The classic SOA myth is that the network is always available; going a step further, I'd say it's a myth that the network is always available with low latency. Unless your own internal systems are crap, sending an HTTP query across the Internet will always be slower than a query to a local DB or DB cluster. There are any number of reasons for this: number of hops to the remote server, outage or degradation issues that you can't control on the remote end, and the internal processing time for the remote web service application to analyze your request, hit its own persistence backend (aka DB), and return a result.
Fire up your app. Do some latency and response times to your DB. Now do the same to a remote web service. Unless your DB is also across the Internet, you'll notice a huge difference.

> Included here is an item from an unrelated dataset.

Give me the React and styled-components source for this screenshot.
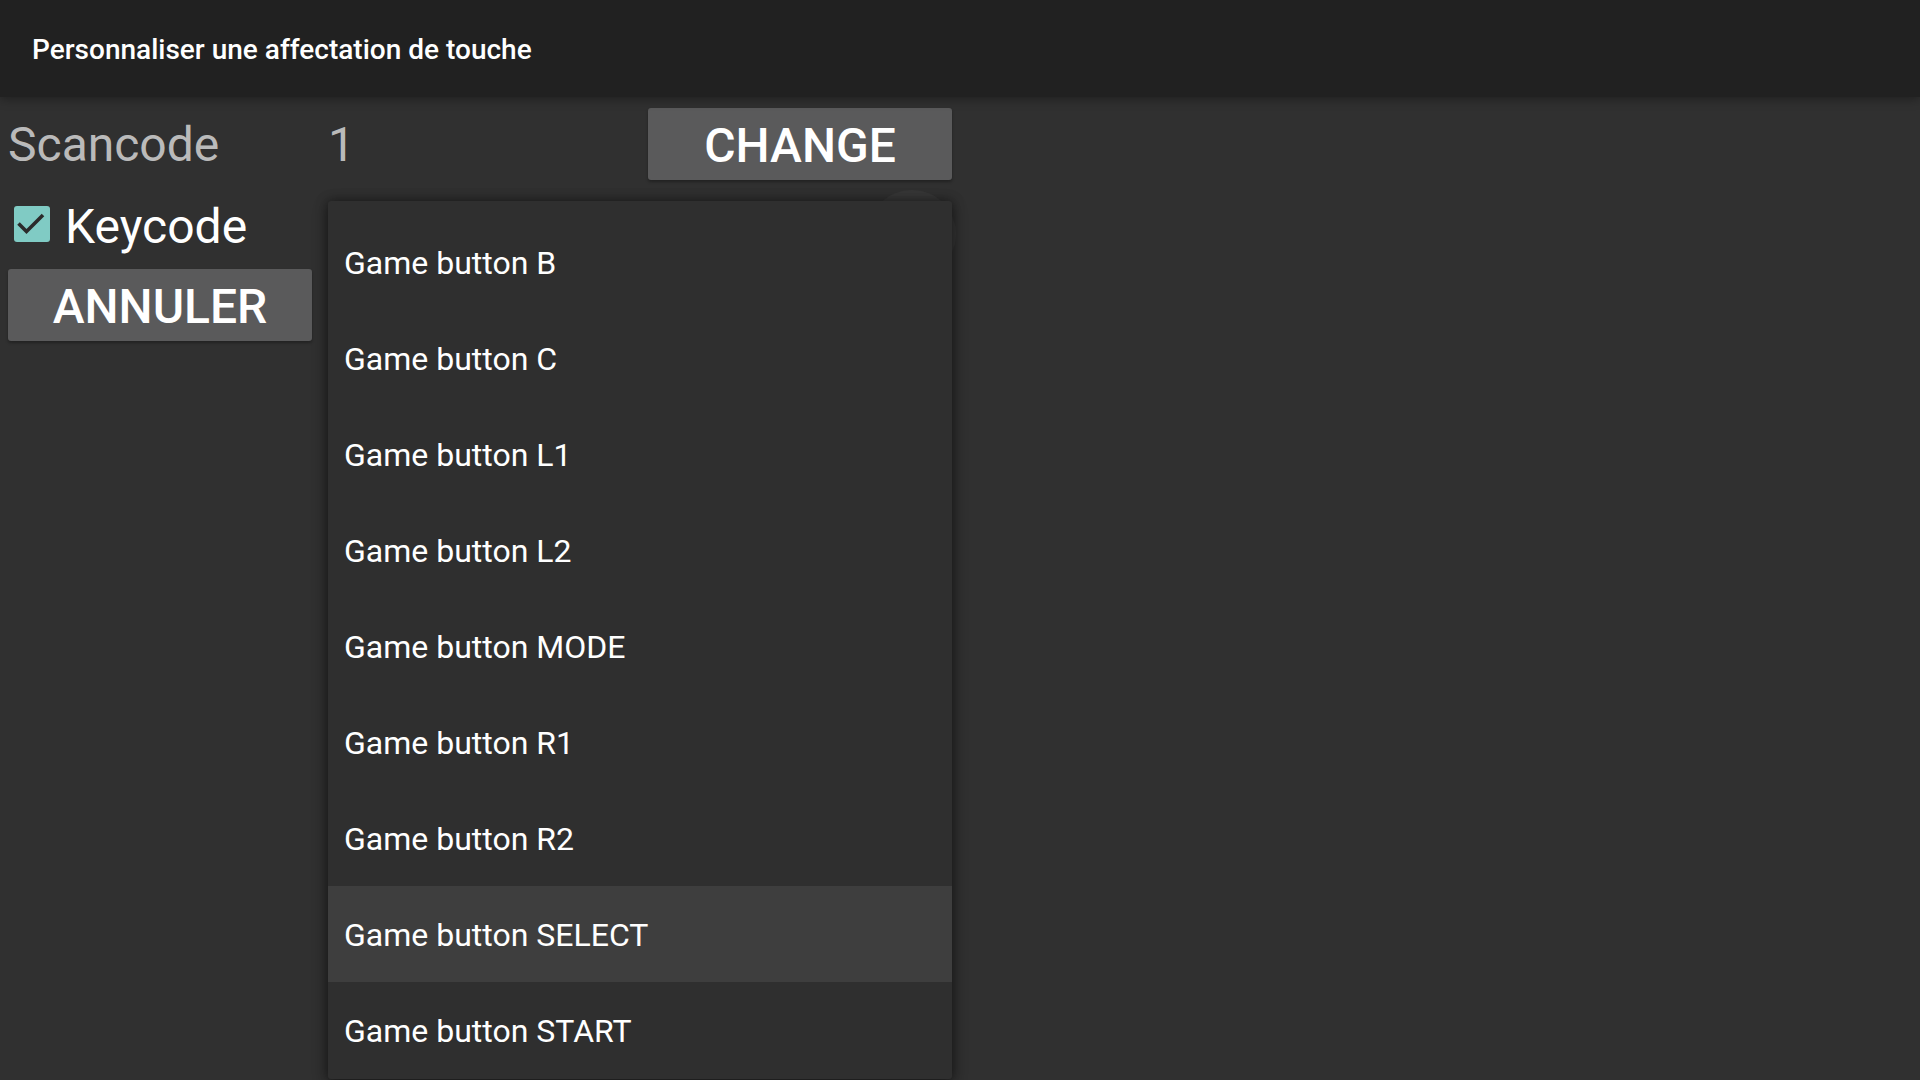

It's not at all hard for a competent technologist to scale a DB, or for you to completely remove the DB from caching using memcached and other paradigms; the latency between servers sitting near each other in the datacentre is monumentally less than between machines over the Internet (and more secure, to boot). Even if achieving this scale requires some thought, it's under your control, unlike a remote web service whose scaling and latency are totally opaque to you. I, for one, would not be too happy with the idea that the availability and responsiveness of my site are based on someone else entirely.
Finally, what happens if the remote web service is unavailable? Imagine a world where every request to your site involves a request over the Internet to some other site. What happens if that other site is unavailable? Do your users watch a spinning cursor of death for several hours? Do they enjoy an Error 500 while your site borks on this unexpected external dependency?
If you find yourself adopting an architecture whose fundamental features depend on a remote Internet call for every request, think very carefully about your application before deciding if you can live with the consequences.
Consuming the webservices is more efficient because there are a lot more things you can do to scale your webservices and webserver (via caching, etc.). By consuming the middle layer, you also have the options to change the returned data format (e.g. you can decide to use JSON rather than XML). Scaling database is much harder (involving replication, etc.) so in general, reduce hits on DB if you can.
There is not enough information to be able to say for sure in the general case. Why don't you do some tests and find out? Since it sounds like you are using python you will probably want to use the timeit module.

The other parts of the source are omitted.